FINCA client working in agriculture

Margaret Nankonge, a FINCA BrightLife client and farmer in Uganda, working amidst her banana trees.

FINCA Uganda already offers agricultural loans tailored to the needs of smallholder farmers. This type of credit enables families to generate agricultural incomes in a more sustainable manner. For example, through value addition, increased production capacity, and higher quality crop yields. Smallholder farmers in rice, bananas, coffee, livestock, and more are using FINCA agricultural loans to better their families’ living situation.

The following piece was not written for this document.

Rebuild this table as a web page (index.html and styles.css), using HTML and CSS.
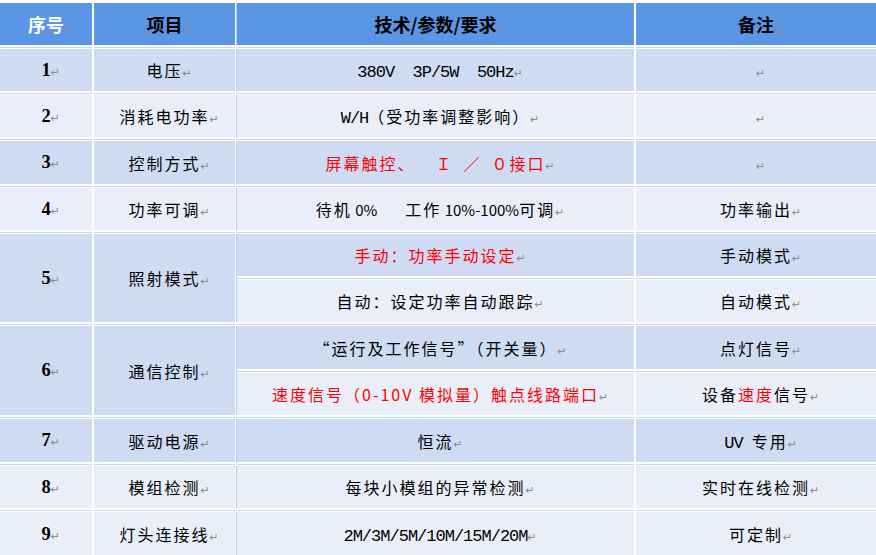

Empower and protect individuals with enhanced financial capability

Issues like digital literacy and data protection are becoming urgent as poor people leap from traditional to digital financial services. It is reassuring to see Uganda’s new strategy proposes, among other things, a review of the national financial literacy strategy, a review of the consumer protection practices of all financial service providers, and routine regulatory checks on providers. Emphasizing consumer literacy will empower customers to understand product terms and conditions and make informed choices.

FINCA takes client protection seriously, and considers client wellbeing to be at the center of its mission. To ensure responsible banking became an industry norm, FINCA advocated for client-oriented principles and helped to found The Smart Campaign. This is a global initiative promoting the adoption of client protection principles in the microfinance industry.

Will these measures get Uganda to its 5 percent goal?

Uganda’s new strategy addresses key financial inclusion challenges and focuses on important enablers. For example, progressive regulation, flexible and custom KYC, infrastructure to support scale and low cost, and customer centricity through protection, product customization, and empowerment.

FINCA is committed to profitably and responsibly providing innovative and impactful financial services. Such services enable low income-individuals, families, and communities to invest in their future.

FINCA hopes to contribute to Uganda’s ambitious but achievable goal of reducing financial exclusion to 5 percent by 2020.